Retweet adalah Star Syndrome Ringan
Singkat saja, saya akhir-akhir ini sedikit resah dengan fitur retweet di Twitter. Sejujurnya, ada keresahan pada media sosial secara umum. Ini berawal setelah saya menonton video di kanal Youtube Deddy Corbuzier yang berbincang dengan Nadiem Makarim. Yap, Bapak Mendikbud RI. Dari pembicaraan ngalor-ngidul yang berjalan sekitar 30-an menit, saya paling memperhatikan bahasan media sosial. Poin pentingnya adalah, penggunaan media sosial yang awalnya adalah ruang berbagi, kini berubah menjadi ruang rekognisi sosial. Akhirnya, terjadilah gangguan pada kesehatan mental.

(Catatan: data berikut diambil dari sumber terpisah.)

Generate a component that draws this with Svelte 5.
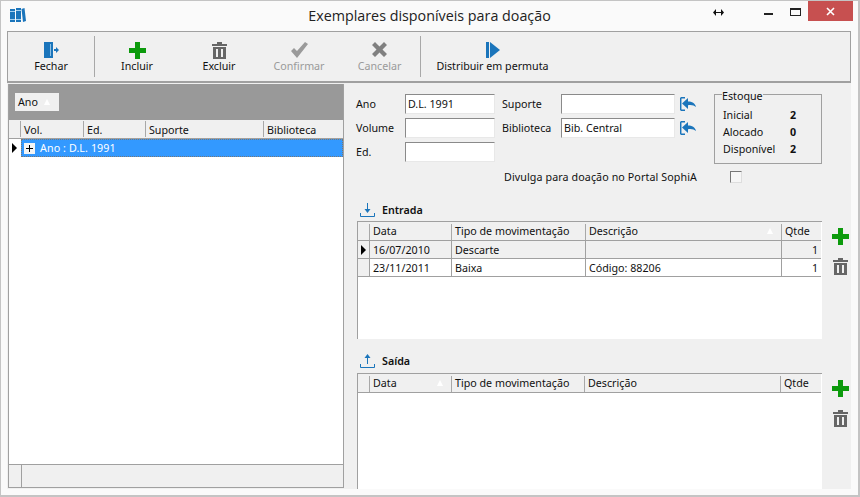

Dan ini terjadi secara massal.
Sebagai pengguna di berbagai medsos, saya jelas merasa tersentil. Ada beberapa gangguan yang pernah saya alami. Dalam konteks Instagram, Bang Nadiem bilang kebiasaan seperti pikir jero buat upload dan ngitungin jumlah likes itu tidak baik buat kesehatan mental. Kalaupun saya masukkan ke dalam konteks Twitter, tentu akan sangat bersinggungan dengan fitur retweet. Pahitnya, saya masih merasakan gangguan itu hingga sekarang.
Retweet menurut saya adalah fitur yang adiktif. Kata-kata bijak atau hal paling relate dengan kehidupan adalah modal yang cukup meyakinkan untuk mempertebal pengakuan sosial. Dengan itu, para pengikut seolah-olah mengakui apa yang Anda bilang itu benar dan sangat relatable. Lalu, mereka mengulangi perkataan anda agar orang lain juga tahu bahwa Anda sedang membicarakan hal yang sangat penting dan perlu khalayak ketahui. Kemudian, Anda dapatkan pengakuan itu sebagai buah tweet Anda, dan akan terus melakukannya lagi hingga akhirnya sadar bahwa itu bikin kecanduan. Ya, analogi yang belibet tapi intinya seperti itu.
Saya katakan star syndrome ringan karena angka retweet menumbuhkan kebanggaan tersendiri, meskipun dosisnya sangat kecil. Ibarat seorang seniman, memproduksi atau memamerkan karya seninya pasti adalah kebanggaan.
Namun, jika menyikapinya dengan berlebihan hingga merasa ‘sok hebat’ dan terlampau jumawa, tentu terlihat tidak baik. Saya menganggap desiran rasa bangga tersebut sebagai sesuatu yang wajar. Namun, perasaan tersebut harus dikontrol agar tidak bikin lupa diri dan menjadi candu.
***
Tidak ada maksud saya untuk menggeneralisasi. Ini murni apa yang saya rasakan. Toh, penggunaan fitur retweet bisa disesuaikan dengan kebutuhan. Kalaupun mengalami hal yang sama, semoga kita sama-sama bisa kembali seperti semula.